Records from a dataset
......

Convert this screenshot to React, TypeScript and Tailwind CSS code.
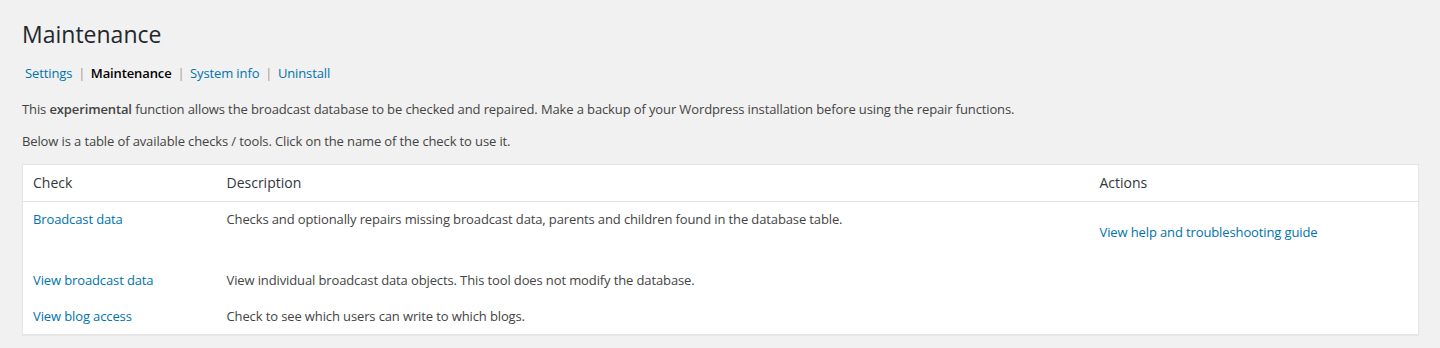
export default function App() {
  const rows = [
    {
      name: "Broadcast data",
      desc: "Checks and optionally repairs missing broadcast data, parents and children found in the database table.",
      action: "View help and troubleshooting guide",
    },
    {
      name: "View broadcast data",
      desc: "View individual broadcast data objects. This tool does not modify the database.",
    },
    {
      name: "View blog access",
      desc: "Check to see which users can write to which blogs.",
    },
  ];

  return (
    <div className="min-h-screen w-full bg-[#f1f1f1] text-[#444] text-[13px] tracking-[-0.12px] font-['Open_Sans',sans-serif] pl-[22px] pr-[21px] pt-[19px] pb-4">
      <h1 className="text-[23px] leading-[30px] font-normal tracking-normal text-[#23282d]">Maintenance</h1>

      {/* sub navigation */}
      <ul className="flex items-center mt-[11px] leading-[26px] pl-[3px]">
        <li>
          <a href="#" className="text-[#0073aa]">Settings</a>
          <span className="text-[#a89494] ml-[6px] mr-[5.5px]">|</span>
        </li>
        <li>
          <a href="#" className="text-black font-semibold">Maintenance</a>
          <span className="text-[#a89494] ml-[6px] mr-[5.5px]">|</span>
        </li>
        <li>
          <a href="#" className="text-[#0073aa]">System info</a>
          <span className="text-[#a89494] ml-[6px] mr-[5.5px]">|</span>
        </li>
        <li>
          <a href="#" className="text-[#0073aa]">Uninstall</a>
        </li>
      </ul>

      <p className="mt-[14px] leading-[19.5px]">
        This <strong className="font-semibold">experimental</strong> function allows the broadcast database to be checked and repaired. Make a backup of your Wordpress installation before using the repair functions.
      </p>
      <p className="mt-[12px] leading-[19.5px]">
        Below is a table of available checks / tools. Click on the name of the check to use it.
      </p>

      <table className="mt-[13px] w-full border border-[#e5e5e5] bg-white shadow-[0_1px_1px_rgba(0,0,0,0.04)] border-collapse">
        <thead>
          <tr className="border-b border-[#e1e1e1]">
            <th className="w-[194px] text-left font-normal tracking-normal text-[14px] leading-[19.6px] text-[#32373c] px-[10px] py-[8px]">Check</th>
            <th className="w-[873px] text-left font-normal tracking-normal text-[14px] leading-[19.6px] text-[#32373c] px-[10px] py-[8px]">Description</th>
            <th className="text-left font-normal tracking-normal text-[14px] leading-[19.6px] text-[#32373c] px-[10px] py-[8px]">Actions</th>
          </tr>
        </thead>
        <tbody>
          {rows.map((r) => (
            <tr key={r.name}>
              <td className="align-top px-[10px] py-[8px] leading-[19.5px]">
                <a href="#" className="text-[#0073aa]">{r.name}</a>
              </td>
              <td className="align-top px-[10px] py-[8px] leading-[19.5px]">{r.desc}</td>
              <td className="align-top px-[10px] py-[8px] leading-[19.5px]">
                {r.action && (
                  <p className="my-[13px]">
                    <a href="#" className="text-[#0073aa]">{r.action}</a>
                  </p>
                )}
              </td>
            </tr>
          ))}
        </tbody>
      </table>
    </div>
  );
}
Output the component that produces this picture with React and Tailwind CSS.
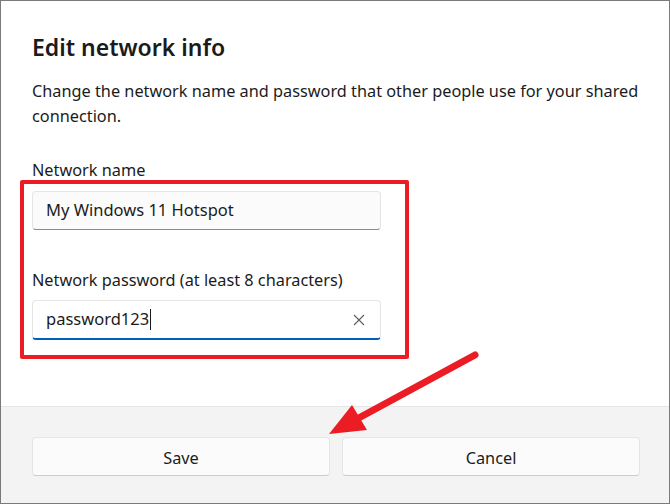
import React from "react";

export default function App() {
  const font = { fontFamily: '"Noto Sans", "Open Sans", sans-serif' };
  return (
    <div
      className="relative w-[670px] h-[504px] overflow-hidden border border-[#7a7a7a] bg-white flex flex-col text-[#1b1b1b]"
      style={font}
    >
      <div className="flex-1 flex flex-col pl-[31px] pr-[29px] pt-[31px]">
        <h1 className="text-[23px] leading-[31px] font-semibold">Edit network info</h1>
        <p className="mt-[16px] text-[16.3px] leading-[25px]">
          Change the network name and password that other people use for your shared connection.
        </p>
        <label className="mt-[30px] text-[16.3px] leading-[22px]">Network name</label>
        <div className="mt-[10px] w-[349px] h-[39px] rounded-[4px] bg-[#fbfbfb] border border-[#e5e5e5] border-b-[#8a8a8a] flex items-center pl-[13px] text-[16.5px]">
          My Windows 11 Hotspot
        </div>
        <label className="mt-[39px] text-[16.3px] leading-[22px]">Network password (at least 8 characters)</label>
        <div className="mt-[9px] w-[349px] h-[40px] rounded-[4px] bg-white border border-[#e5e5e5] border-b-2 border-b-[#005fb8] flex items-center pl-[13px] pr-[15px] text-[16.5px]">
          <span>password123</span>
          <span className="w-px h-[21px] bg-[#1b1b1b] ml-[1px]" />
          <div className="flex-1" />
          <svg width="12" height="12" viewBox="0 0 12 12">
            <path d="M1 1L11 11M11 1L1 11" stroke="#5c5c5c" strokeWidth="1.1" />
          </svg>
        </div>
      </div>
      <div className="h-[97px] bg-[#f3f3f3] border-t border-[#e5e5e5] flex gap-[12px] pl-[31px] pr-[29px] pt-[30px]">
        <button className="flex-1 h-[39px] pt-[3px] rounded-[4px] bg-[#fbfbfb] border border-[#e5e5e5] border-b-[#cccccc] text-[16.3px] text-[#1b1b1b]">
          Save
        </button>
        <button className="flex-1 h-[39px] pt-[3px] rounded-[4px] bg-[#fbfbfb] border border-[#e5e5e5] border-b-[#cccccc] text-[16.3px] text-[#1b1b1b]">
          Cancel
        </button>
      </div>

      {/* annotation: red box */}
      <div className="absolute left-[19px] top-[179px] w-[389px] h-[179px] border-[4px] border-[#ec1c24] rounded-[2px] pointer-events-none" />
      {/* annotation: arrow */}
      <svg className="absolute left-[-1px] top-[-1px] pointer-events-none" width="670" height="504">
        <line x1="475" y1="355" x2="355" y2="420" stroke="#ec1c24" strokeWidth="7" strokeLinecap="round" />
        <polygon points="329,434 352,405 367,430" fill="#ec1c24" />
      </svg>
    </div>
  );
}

......

## THE REQUEST
All records above are to be printed exactly, minus the pictures they contain.

## RESPONSE TO THIS EXERCISE
Convert this screenshot to React, TypeScript and Tailwind CSS code.
export default function App() {
  const rows = [
    {
      name: "Broadcast data",
      desc: "Checks and optionally repairs missing broadcast data, parents and children found in the database table.",
      action: "View help and troubleshooting guide",
    },
    {
      name: "View broadcast data",
      desc: "View individual broadcast data objects. This tool does not modify the database.",
    },
    {
      name: "View blog access",
      desc: "Check to see which users can write to which blogs.",
    },
  ];

  return (
    <div className="min-h-screen w-full bg-[#f1f1f1] text-[#444] text-[13px] tracking-[-0.12px] font-['Open_Sans',sans-serif] pl-[22px] pr-[21px] pt-[19px] pb-4">
      <h1 className="text-[23px] leading-[30px] font-normal tracking-normal text-[#23282d]">Maintenance</h1>

      {/* sub navigation */}
      <ul className="flex items-center mt-[11px] leading-[26px] pl-[3px]">
        <li>
          <a href="#" className="text-[#0073aa]">Settings</a>
          <span className="text-[#a89494] ml-[6px] mr-[5.5px]">|</span>
        </li>
        <li>
          <a href="#" className="text-black font-semibold">Maintenance</a>
          <span className="text-[#a89494] ml-[6px] mr-[5.5px]">|</span>
        </li>
        <li>
          <a href="#" className="text-[#0073aa]">System info</a>
          <span className="text-[#a89494] ml-[6px] mr-[5.5px]">|</span>
        </li>
        <li>
          <a href="#" className="text-[#0073aa]">Uninstall</a>
        </li>
      </ul>

      <p className="mt-[14px] leading-[19.5px]">
        This <strong className="font-semibold">experimental</strong> function allows the broadcast database to be checked and repaired. Make a backup of your Wordpress installation before using the repair functions.
      </p>
      <p className="mt-[12px] leading-[19.5px]">
        Below is a table of available checks / tools. Click on the name of the check to use it.
      </p>

      <table className="mt-[13px] w-full border border-[#e5e5e5] bg-white shadow-[0_1px_1px_rgba(0,0,0,0.04)] border-collapse">
        <thead>
          <tr className="border-b border-[#e1e1e1]">
            <th className="w-[194px] text-left font-normal tracking-normal text-[14px] leading-[19.6px] text-[#32373c] px-[10px] py-[8px]">Check</th>
            <th className="w-[873px] text-left font-normal tracking-normal text-[14px] leading-[19.6px] text-[#32373c] px-[10px] py-[8px]">Description</th>
            <th className="text-left font-normal tracking-normal text-[14px] leading-[19.6px] text-[#32373c] px-[10px] py-[8px]">Actions</th>
          </tr>
        </thead>
        <tbody>
          {rows.map((r) => (
            <tr key={r.name}>
              <td className="align-top px-[10px] py-[8px] leading-[19.5px]">
                <a href="#" className="text-[#0073aa]">{r.name}</a>
              </td>
              <td className="align-top px-[10px] py-[8px] leading-[19.5px]">{r.desc}</td>
              <td className="align-top px-[10px] py-[8px] leading-[19.5px]">
                {r.action && (
                  <p className="my-[13px]">
                    <a href="#" className="text-[#0073aa]">{r.action}</a>
                  </p>
                )}
              </td>
            </tr>
          ))}
        </tbody>
      </table>
    </div>
  );
}
Output the component that produces this picture with React and Tailwind CSS.
import React from "react";

export default function App() {
  const font = { fontFamily: '"Noto Sans", "Open Sans", sans-serif' };
  return (
    <div
      className="relative w-[670px] h-[504px] overflow-hidden border border-[#7a7a7a] bg-white flex flex-col text-[#1b1b1b]"
      style={font}
    >
      <div className="flex-1 flex flex-col pl-[31px] pr-[29px] pt-[31px]">
        <h1 className="text-[23px] leading-[31px] font-semibold">Edit network info</h1>
        <p className="mt-[16px] text-[16.3px] leading-[25px]">
          Change the network name and password that other people use for your shared connection.
        </p>
        <label className="mt-[30px] text-[16.3px] leading-[22px]">Network name</label>
        <div className="mt-[10px] w-[349px] h-[39px] rounded-[4px] bg-[#fbfbfb] border border-[#e5e5e5] border-b-[#8a8a8a] flex items-center pl-[13px] text-[16.5px]">
          My Windows 11 Hotspot
        </div>
        <label className="mt-[39px] text-[16.3px] leading-[22px]">Network password (at least 8 characters)</label>
        <div className="mt-[9px] w-[349px] h-[40px] rounded-[4px] bg-white border border-[#e5e5e5] border-b-2 border-b-[#005fb8] flex items-center pl-[13px] pr-[15px] text-[16.5px]">
          <span>password123</span>
          <span className="w-px h-[21px] bg-[#1b1b1b] ml-[1px]" />
          <div className="flex-1" />
          <svg width="12" height="12" viewBox="0 0 12 12">
            <path d="M1 1L11 11M11 1L1 11" stroke="#5c5c5c" strokeWidth="1.1" />
          </svg>
        </div>
      </div>
      <div className="h-[97px] bg-[#f3f3f3] border-t border-[#e5e5e5] flex gap-[12px] pl-[31px] pr-[29px] pt-[30px]">
        <button className="flex-1 h-[39px] pt-[3px] rounded-[4px] bg-[#fbfbfb] border border-[#e5e5e5] border-b-[#cccccc] text-[16.3px] text-[#1b1b1b]">
          Save
        </button>
        <button className="flex-1 h-[39px] pt-[3px] rounded-[4px] bg-[#fbfbfb] border border-[#e5e5e5] border-b-[#cccccc] text-[16.3px] text-[#1b1b1b]">
          Cancel
        </button>
      </div>

      {/* annotation: red box */}
      <div className="absolute left-[19px] top-[179px] w-[389px] h-[179px] border-[4px] border-[#ec1c24] rounded-[2px] pointer-events-none" />
      {/* annotation: arrow */}
      <svg className="absolute left-[-1px] top-[-1px] pointer-events-none" width="670" height="504">
        <line x1="475" y1="355" x2="355" y2="420" stroke="#ec1c24" strokeWidth="7" strokeLinecap="round" />
        <polygon points="329,434 352,405 367,430" fill="#ec1c24" />
      </svg>
    </div>
  );
}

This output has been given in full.